No, what matters is that her third release under this moniker is rock solid, thought-provoking, entertaining and frequently wonderful, and should be solidly lodged in the number one spot of your "If I Only Buy One Hip-Hop Album This Year" lists. Granted, you'll need to be able to stomach gleefully graphic, eerily invasive fantasies borne of the most complex and compulsive collection of character quirks this side of Aesop Rock, and if you're a fan of deconstructed glitch-hop the chunky-funky production (by a roster including G-Unit beat provider Midi Mafia) may seem offensively appealling. But hell, surely what's killing hip-hop as a commercial genre is this misconception that you can't mix being fun with being more deeply involving? Jean is the solution. Watch her go off like a daisy cutter over the fried guitar licks of "Give It Up" before making fun of her own bad-assedness, feel with her as she paints relationship vignettes with affecting finesse on "Supa Luv" and "Whatever", get creeped out by her urban paranoia as she goes Eminem-oogly on "Going Crazy", toyed with by the sincere reminiscing/public address/e-mail concept of "P.S." and utterly won over by her superb summation, on the 9th Wonder-produced "Don't Rush Me", of where she stood mentally, physically and artistically when she made this album. Not since a man named Dante made Black On Both Sides has the commercial scene borne witness to a personality this compelling whilst simultaneously as soulful, skilled and dangerous as an MC.

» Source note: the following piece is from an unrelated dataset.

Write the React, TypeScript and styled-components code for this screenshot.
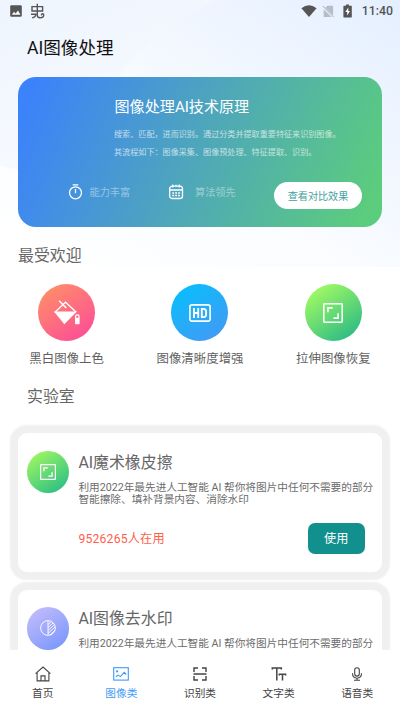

I've gone on far too long already, but the fact is that Jean Grae gives me hope for the future, musically and otherwise, and that's inestimably valuable. When was the last time you got that from a hip-hop artist? She made me want to rhyme again (and almost caused me to embark on the lunatic scheme of rhyming this entire damned review, because I could and wanted to), and in fact the album as a whole is so fresh and uplifting that I couldn't let myself listen to it whilst writing this due to inevitable outbreaks of freestyling and irrational joy. Part of this springs from the knowledge that, as Jean herself informs you on the record, she's finally got all parts of the equation nailed down, so the only way is now up; and with one 9th Wonder collabo LP, Jeanius, already in the bag and another, Phoenix, in progress, Jean's near future is taking things skyward like a multiple-stage lunar launch.

One very last thing (I promise): for those of you not up on your X-Mythology, Jean Grae the psychic intellectual ends up evolving into a being known as the Phoenix. It's one of the most powerful forces in the universe. Fiction is the lie that tells the truth, right? If you don't know, now you know: the future's looking good.